Même constat pour Lenor, qui a commencé à créer du lien avec ses collègues qu’une fois intégré le rituel du matin : « Quand j’ai commencé en France, je trouvais mes collègues froids les premières semaines, j’avais du mal à nouer le contact. Un jour, une salariée m’a dit en blaguant que je ne lui disais jamais bonjour le matin quand j’arrivais, alors que je le disais bien à tout le monde oralement ! J’ai donc commencé à faire la bise à tout le monde le matin et le soir en partant, ça prend un temps fou, mais c’est vrai que ça rapproche aussi, j’ai vu le changement. » Riad, lui, considère qu’il n’y pas spécialement de règles à suivre pour s’intégrer correctement dans une entreprise française, si ce n’est d’être un fervent adepte de l’apéro, qu’il qualifie de « sport national » !

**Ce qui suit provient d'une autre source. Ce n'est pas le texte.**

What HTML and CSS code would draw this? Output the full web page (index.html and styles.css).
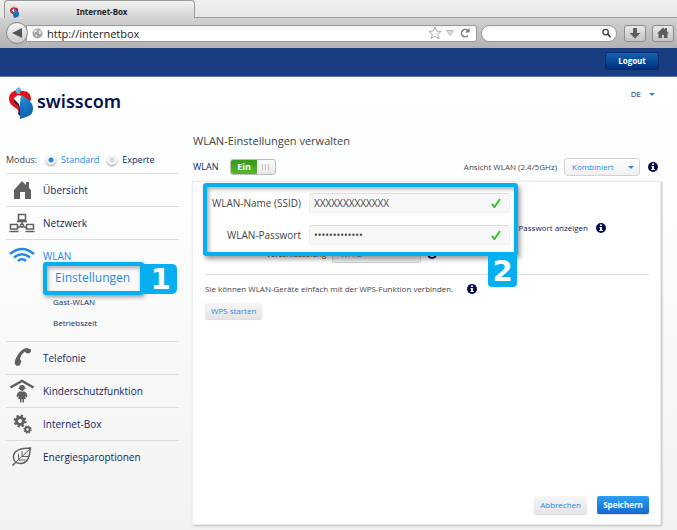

Chaque pays a ses spécificités culturelles et organisationnelles au travail. La France semble à la fois forte de ses acquis sociaux mais aussi parfois encore figée dans le temps. Il est difficile d’avoir du recul sur soi-mêmes lorsque l’on n’a pas d’autres expériences en dehors de son pays. C’est pour cela que les témoignages et anecdotes de ces travailleurs de nationalités étrangères sont un éclairage intéressant sur la réalité du monde du travail en France, et peuvent nous encourager à aller voir ailleurs aussi !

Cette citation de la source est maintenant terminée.